§ Problem: Begin at the top of the records below and return each line exactly through the line with "const ROW_OFFSETS = [-2, 0, 1, 2, 5, 7];". Skip pictures.
─── Extracted entries ───
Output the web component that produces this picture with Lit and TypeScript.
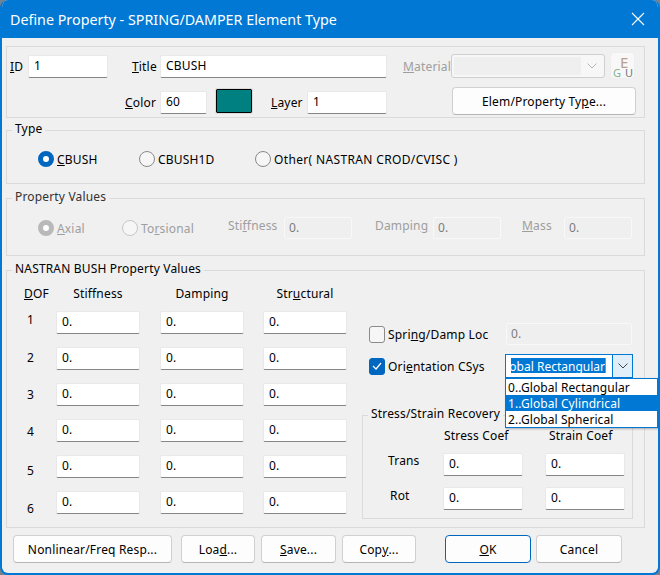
import { LitElement, html, css } from "lit";
import { customElement } from "lit/decorators.js";

const ROW_OFFSETS = [-2, 0, 1, 2, 5, 7];

@customElement("app-root")
export class AppRoot extends LitElement {
  static styles = css`
    :host { display: block; width: 660px; height: 575px; background: #77828d; font-family: "Noto Sans", "Open Sans", sans-serif; font-size: 12px; letter-spacing: .17px; color: #000; overflow: hidden; }
    * { box-sizing: border-box; }
    .win { width: 660px; height: 575px; background: #f0f0f0; border: 2px solid #0078d4; border-top: 0; border-radius: 8px; overflow: hidden; display: flex; flex-direction: column; position: relative; }
    .titlebar { height: 38px; margin: 0 -2px; background: #0078d4; color: #fff; display: flex; align-items: center; justify-content: space-between; padding: 0 10px 0 10px; font-size: 14.3px; letter-spacing: 0; flex: none; }
    .close { width: 16px; height: 16px; margin: 0 4px 0 0; }
    .body { padding: 8px 13px 0 4px; flex: 1; display: flex; flex-direction: column; }
    fieldset { margin: 0; padding: 0; border: 1px solid #dadada; min-width: 0; display: block; }
    legend { margin-left: 5px; padding: 0 3px; height: 16px; line-height: 14px; }
    .g1 { height: 72px; padding: 7px 0 0 3px; border: 1px solid #dadada; }
    .row { display: flex; align-items: center; height: 24px; }
    .r2 { margin-top: 9px; padding-left: 115px; height: 28px; }
    .lab { display: block; }
    .r2 .lab { margin-top: 2px; }
    .f { height: 23px; background: #fff; border: 1px solid #e8e8e8; border-bottom: 1px solid #858585; border-radius: 2px; padding: 0 0 2px 5px; display: flex; align-items: center; }
    .r2 .f { margin-top: 2px; }
    .w80 { width: 80px; } .w84 { width: 84px; } .w47 { width: 47px; } .w227 { width: 227px; }
    .dis { color: #9e9e9e; }
    .fd { background: #efefef; border: 1px solid #f8f8f8; border-radius: 2px; height: 22px; display: flex; align-items: center; padding: 0 0 1px 4px; color: #7c7c7c; }
    .id { width: 18px; } .title { width: 28px; margin-left: 24px; } .mat { width: 48px; margin-left: 16px; }
    .sel { width: 154px; height: 24px; border: 1px solid #cfcfcf; border-radius: 3px; background: #f7f7f7; padding: 2px; display: flex; align-items: center; }
    .sel i { width: 127px; height: 18px; background: #efefef; display: block; }
    .sel svg { margin-left: 5px; }
    .eg { width: 25px; height: 27px; margin: -2px 0 -1px 5px; background: #f8f8f8; border: 1px solid #eeeeee; border-radius: 4px; display: grid; grid-template-columns: 12px 11px; grid-template-rows: 12px 10px; padding: 3px 0 0 2px; letter-spacing: 0; }
    .eg .e { grid-column: 1 / 3; padding-left: 7px; color: #b9a08f; font-size: 15px; line-height: 12px; }
    .eg .gg { color: #86b08e; font-size: 11px; line-height: 10px; } .eg .u { color: #6d7a80; font-size: 11px; line-height: 10px; }
    .color { width: 35px; } .swatch { width: 36px; height: 24px; margin-left: 9px; background: #008080; border: 1px solid #000; outline: 1px solid #dcdcdc; border-radius: 1px; }
    .layer { width: 36px; margin-left: 19px; }
    .btn { height: 28px; background: #fdfdfd; border: 1px solid #d0d0d0; border-bottom-color: #b5b5b5; border-radius: 4px; display: flex; align-items: center; justify-content: center; }
    .et { width: 184px; margin-left: 65px; }
    .gType { height: 62px; margin-top: 4px; }
    .gProp { height: 66px; margin-top: 6px; color: #333; }
    .gNas { height: 266px; margin-top: 6px; }
    .choices { display: flex; align-items: center; padding-left: 31px; height: 28px; margin-top: 7px; }
    .choice { display: flex; align-items: center; gap: 3px; }
    .radio { width: 16px; height: 16px; border-radius: 50%; border: 1px solid #8a8a8a; background: #f6f6f6; flex: none; }
    .radio.on { border: 5px solid #0067c0; background: #fff; }
    .radio.don { border: 5px solid #b9b9b9; background: #fff; }
    .radio.doff { border-color: #c6c6c6; }
    .c1 { width: 101px; } .c2 { width: 116px; } .c3 { letter-spacing: .35px; }
    .pv { display: flex; align-items: center; padding-left: 31px; height: 22px; margin-top: 11px; }
    .cx { width: 84px; } .tors { width: 106px; }
    .stlab { width: 56px; margin-top: -5px; }
    .dlab { margin-left: 23px; width: 58px; margin-top: -5px; }
    .mlab { margin-left: 21px; width: 42px; margin-top: -5px; }
    .w68 { width: 68px; }
    .nas { display: flex; padding: 9px 0 0 17px; }
    .grid { display: grid; grid-template-columns: 32px 104px 103px 84px; grid-template-rows: 10px repeat(6, 22px); row-gap: 14px; width: 323px; }
    .h { width: 84px; text-align: center; line-height: 12px; margin-top: 1px; }
    .dof { line-height: 12px; margin-top: 1px; }
    .n { padding-left: 3px; line-height: 22px; }
    .right { margin-left: 15px; width: 271px; padding-top: 36px; }
    .rr { display: flex; align-items: center; padding-left: 7px; }
    .rr2 { margin-top: 9px; }
    .check { width: 16px; height: 17px; border: 1px solid #8a8a8a; border-radius: 3px; background: #f6f6f6; margin-right: 3px; flex: none; display: flex; align-items: center; justify-content: center; }
    .check.on { background: #0067c0; border-color: #0067c0; }
    .sl { width: 118px; }
    .wide { width: 126px; }
    .combo { width: 128px; height: 24px; border: 1px solid #0078d4; background: #fff; position: relative; display: flex; }
    .slabel { width: 117px; }
    .edit { flex: 1; padding: 3px 0 3px 5px; }
    .hl { height: 15px; width: 95px; background: #0078d4; color: #fff; display: flex; justify-content: flex-end; overflow: hidden; white-space: nowrap; line-height: 17px; letter-spacing: 0; border-right: 1px solid #e8792a; flex: none; }
    .arrow { width: 20px; background: #e0eef9; border-left: 1px solid #0078d4; display: flex; align-items: center; justify-content: center; }
    .list { position: absolute; left: -1px; top: 23px; width: 153px; height: 50px; background: #fff; border: 1px solid #0078d4; box-shadow: 1px 1px 2px rgba(0,0,0,.3); z-index: 2; letter-spacing: .08px; }
    .list div { height: 16px; line-height: 18px; padding-left: 2px; white-space: nowrap; }
    .list .cur { background: #0078d4; color: #fff; }
    .gStress { margin-top: 29px; height: 112px; width: 271px; }
    .sg { display: grid; grid-template-columns: 55px 102px 80px; grid-template-rows: 12px 22px 22px; row-gap: 12px; padding: 6px 0 0 25px; }
    .sg .sh { line-height: 14px; padding-left: 1px; }
    .sg .sh2 { line-height: 14px; padding-left: 4px; }
    .sg .sr { line-height: 14px; padding-top: 1px; }
    .sg .rot { line-height: 14px; padding: 2px 0 0 2px; }
    .foot { display: flex; margin-top: 7px; padding-left: 7px; align-items: center; }
    .b1 { width: 159px; } .b2 { width: 74px; margin-left: 9px; } .b3 { width: 75px; margin-left: 6px; } .b4 { width: 74px; margin-left: 6px; }
    .ok { width: 86px; margin-left: 29px; border: 1px solid #0067c0; }
    .cancel { width: 86px; margin-left: 5px; }
  `;

  private field(v: string) { return html`<div class="f w84">${v}</div>`; }

  render() {
    const chev = (c: string) => html`<svg width="12" height="8" viewBox="0 0 12 8"><path d="M1.5 1.5 L6 6 L10.5 1.5" fill="none" stroke=${c} stroke-width="1"/></svg>`;
    return html`
      <div class="win">
        <div class="titlebar">
          <span>Define Property - SPRING/DAMPER Element Type</span>
          <svg class="close" viewBox="0 0 16 16"><path d="M2 2 L14 14 M14 2 L2 14" stroke="#fff" stroke-width="1.1" fill="none"/></svg>
        </div>
        <div class="body">
          <div class="g1">
            <div class="row">
              <span class="lab id"><u>I</u>D</span><div class="f w80">1</div>
              <span class="lab title"><u>T</u>itle</span><div class="f w227">CBUSH</div>
              <span class="lab mat dis"><u>M</u>aterial</span>
              <div class="sel"><i></i>${chev("#b5b5b5")}</div>
              <div class="eg"><span class="e">E</span><span class="gg">G</span><span class="u">U</span></div>
            </div>
            <div class="row r2">
              <span class="lab color"><u>C</u>olor</span><div class="f w47">60</div>
              <div class="swatch"></div>
              <span class="lab layer"><u>L</u>ayer</span><div class="f w80">1</div>
              <div class="btn et">Elem/Property Ty<u>p</u>e...</div>
            </div>
          </div>

          <fieldset class="gType">
            <legend>Type</legend>
            <div class="choices">
              <label class="choice c1"><span class="radio on"></span><span><u>C</u>BUSH</span></label>
              <label class="choice c2"><span class="radio"></span><span>CBUSH1D</span></label>
              <label class="choice c3"><span class="radio"></span><span>Other( NASTRAN CROD/CVISC )</span></label>
            </div>
          </fieldset>

          <fieldset class="gProp">
            <legend>Property Values</legend>
            <div class="pv dis">
              <label class="choice cx"><span class="radio don"></span><span><u>A</u>xial</span></label>
              <label class="choice tors"><span class="radio doff"></span><span>To<u>r</u>sional</span></label>
              <span class="stlab">Sti<u>f</u>fness</span><div class="fd w68">0.</div>
              <span class="dlab">Dampin<u>g</u></span><div class="fd w68">0.</div>
              <span class="mlab"><u>M</u>ass</span><div class="fd w68">0.</div>
            </div>
          </fieldset>

          <fieldset class="gNas">
            <legend>NASTRAN BUSH Property Values</legend>
            <div class="nas">
              <div class="grid">
                <span class="dof"><u>D</u>OF</span>
                <span class="h">Stiffness</span><span class="h">Damping</span><span class="h">Str<u>u</u>ctural</span>
                ${ROW_OFFSETS.map((o, i) => html`
                  <span class="n" style="margin-top:${o}px">${i + 1}</span>
                  ${this.field("0.")}${this.field("0.")}${this.field("0.")}
                `)}
              </div>
              <div class="right">
                <div class="rr">
                  <span class="check"></span><span class="sl">Spri<u>n</u>g/Damp Loc</span>
                  <div class="fd wide">0.</div>
                </div>
                <div class="rr rr2">
                  <span class="check on"><svg width="10" height="8" viewBox="0 0 10 8"><path d="M1 4 L4 7 L9 1" stroke="#fff" stroke-width="1.2" fill="none"/></svg></span>
                  <span class="slabel">Ori<u>e</u>ntation CSys</span>
                  <div class="combo">
                    <div class="edit"><div class="hl"><span>0..Global Rectangular</span></div></div>
                    <div class="arrow">${chev("#444")}</div>
                    <div class="list">
                      <div>0..Global Rectangular</div>
                      <div class="cur">1..Global Cylindrical</div>
                      <div>2..Global Spherical</div>
                    </div>
                  </div>
                </div>
                <fieldset class="gStress">
                  <legend>Stress/Strain Recovery</legend>
                  <div class="sg">
                    <span></span><span class="sh">Stress Coef</span><span class="sh2">Strain Coef</span>
                    <span class="sr">Trans</span><div class="f w80">0.</div><div class="f w80">0.</div>
                    <span class="rot">Rot</span><div class="f w80">0.</div><div class="f w80">0.</div>
                  </div>
                </fieldset>
              </div>
            </div>
          </fieldset>

          <div class="foot">
            <div class="btn b1">Nonlinear/Freq Resp...</div>
            <div class="btn b2">Loa<u>d</u>...</div>
            <div class="btn b3"><u>S</u>ave...</div>
            <div class="btn b4">Cop<u>y</u>...</div>
            <div class="btn ok"><u>O</u>K</div>
            <div class="btn cancel">Cancel</div>
          </div>
        </div>
      </div>
    `;
  }
}
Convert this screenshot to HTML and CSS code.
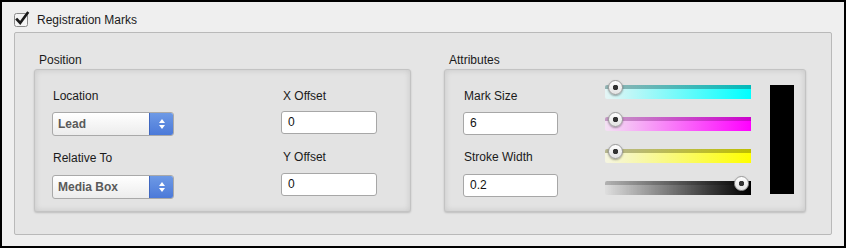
FILE: index.html
```html
<!DOCTYPE html>
<html lang="en">
<head>
    <meta charset="UTF-8">
    <title>Registration Marks</title>
    <link rel="stylesheet" href="styles.css">
</head>
<body>
<div class="frame">
    <div class="head">
        <span class="check">
            <svg width="16" height="16" viewBox="0 0 16 16">
                <rect x="0.5" y="2.5" width="13" height="13" rx="2" fill="#f4f4f4" stroke="#8a8a8a"/>
                <path d="M3 8.5 L6.2 12 L13.5 2" fill="none" stroke="#1a1a1a" stroke-width="2.6" stroke-linecap="square"/>
            </svg>
        </span>
        <span class="title">Registration Marks</span>
    </div>
    <div class="group">
        <div class="section pos">
            <div class="cap">Position</div>
            <div class="panel pos-panel">
                <div class="col">
                    <div class="lbl">Location</div>
                    <div class="sel"><span class="val">Lead</span><span class="arr"><i class="up"></i><i class="dn"></i></span></div>
                    <div class="lbl second">Relative To</div>
                    <div class="sel"><span class="val">Media Box</span><span class="arr"><i class="up"></i><i class="dn"></i></span></div>
                </div>
                <div class="col offs">
                    <div class="lbl">X Offset</div>
                    <div class="inp">0</div>
                    <div class="lbl second">Y Offset</div>
                    <div class="inp">0</div>
                </div>
            </div>
        </div>
        <div class="section attr">
            <div class="cap">Attributes</div>
            <div class="panel attr-panel">
                <div class="col">
                    <div class="lbl">Mark Size</div>
                    <div class="inp wide">6</div>
                    <div class="lbl second">Stroke Width</div>
                    <div class="inp wide">0.2</div>
                </div>
                <div class="sliders">
                    <div class="track cyan"><span class="thumb" style="left:3px"></span></div>
                    <div class="track magenta"><span class="thumb" style="left:3px"></span></div>
                    <div class="track yellow"><span class="thumb" style="left:3px"></span></div>
                    <div class="track black"><span class="thumb" style="left:129px"></span></div>
                </div>
                <div class="swatch"></div>
            </div>
        </div>
    </div>
</div>
</body>
</html>
```

FILE: styles.css
```css
body{margin:0;font-family:"Liberation Sans",Arial,sans-serif;font-size:12px;color:#1a1a1a;}
.frame{width:846px;height:248px;box-sizing:border-box;border:2px solid #000;background:#efefef;padding:9px 12px 0 12px;}
.head{display:flex;align-items:center;height:16px;}
.check{width:16px;height:16px;display:inline-block;}
.check svg{display:block;}
.title{margin-left:7px;font-size:12px;line-height:16px;position:relative;top:1px;}
.group{margin-top:5px;width:818px;height:203px;box-sizing:border-box;border:1px solid #b9b9b9;border-radius:2px;background:#e5e5e5;display:flex;padding:0 0 0 19px;}
.section{display:flex;flex-direction:column;}
.attr{margin-left:33px;}
.cap{height:14px;line-height:14px;padding-left:5px;margin-top:20px;margin-bottom:2px;}
.panel{box-sizing:border-box;height:143px;border:1px solid #c3c3c3;border-radius:3px;background:#e3e3e3;box-shadow:inset 0 0 6px rgba(0,0,0,0.13),0 1px 2px rgba(0,0,0,0.18);display:flex;padding:19px 0 0 0;}
.pos-panel{width:377px;padding-left:17px;}
.attr-panel{width:362px;padding-left:18px;}
.col{display:flex;flex-direction:column;}
.offs{margin-left:108px;}
.lbl{height:14px;line-height:14px;margin-left:1px;margin-bottom:9px;}
.lbl.second{margin-top:15px;margin-bottom:10px;}
.offs .lbl{margin-bottom:8px;}
.offs .lbl.second{margin-top:16px;margin-bottom:9px;}
.sel{width:122px;height:24px;box-sizing:border-box;border:1px solid #a9a9a9;border-radius:3px;background:linear-gradient(#ffffff,#ececec);display:flex;overflow:hidden;}
.sel .val{flex:1;line-height:22px;padding-left:5px;font-weight:bold;color:#5a5a5a;font-size:12px;}
.sel .arr{width:24px;background:linear-gradient(#6f9be6,#4a78d8);border-left:1px solid #3f67c0;display:flex;flex-direction:column;align-items:center;justify-content:center;gap:2px;margin:-1px -1px -1px 0;border-radius:0 3px 3px 0;}
.arr i{width:0;height:0;border-left:3px solid transparent;border-right:3px solid transparent;}
.arr .up{border-bottom:4px solid #fff;}
.arr .dn{border-top:4px solid #fff;}
.inp{width:96px;height:23px;box-sizing:border-box;border:1px solid #a7a7a7;border-radius:3px;background:#fff;line-height:21px;padding-left:6px;font-size:12px;color:#111;margin-left:-1px;}
.inp.wide{width:95px;margin-left:0;}
.sliders{margin-left:47px;margin-top:-4px;display:flex;flex-direction:column;gap:18px;}
.track{position:relative;width:146px;height:14px;border-radius:2px 0 0 2px;}
.cyan{background:linear-gradient(rgba(0,60,60,0.35),rgba(0,60,60,0.35)) top/100% 4px no-repeat,linear-gradient(to right,#e6f5f5,#00ffff);}
.magenta{background:linear-gradient(rgba(90,0,90,0.3),rgba(90,0,90,0.3)) top/100% 4px no-repeat,linear-gradient(to right,#f3e2f3,#ff00ff);}
.yellow{background:linear-gradient(rgba(70,70,0,0.35),rgba(70,70,0,0.35)) top/100% 4px no-repeat,linear-gradient(to right,#f5f5e2,#ffff00);}
.black{background:linear-gradient(rgba(0,0,0,0.2),rgba(0,0,0,0.2)) top/100% 4px no-repeat,linear-gradient(to right,rgba(0,0,0,0.02),#3c3c3c 70%,#000);}
.thumb{position:absolute;top:-5px;width:15px;height:15px;box-sizing:border-box;border-radius:50%;border:1px solid #9a9a9a;background:radial-gradient(circle,#333 0,#333 2.5px,transparent 3px),linear-gradient(#ffffff,#e2e2e2);box-shadow:0 1px 2px rgba(0,0,0,0.35);}
.swatch{margin-left:19px;margin-top:-4px;width:24px;height:109px;background:#000;}
```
───
§ Written solution:
Output the web component that produces this picture with Lit and TypeScript.
import { LitElement, html, css } from "lit";
import { customElement } from "lit/decorators.js";

const ROW_OFFSETS = [-2, 0, 1, 2, 5, 7];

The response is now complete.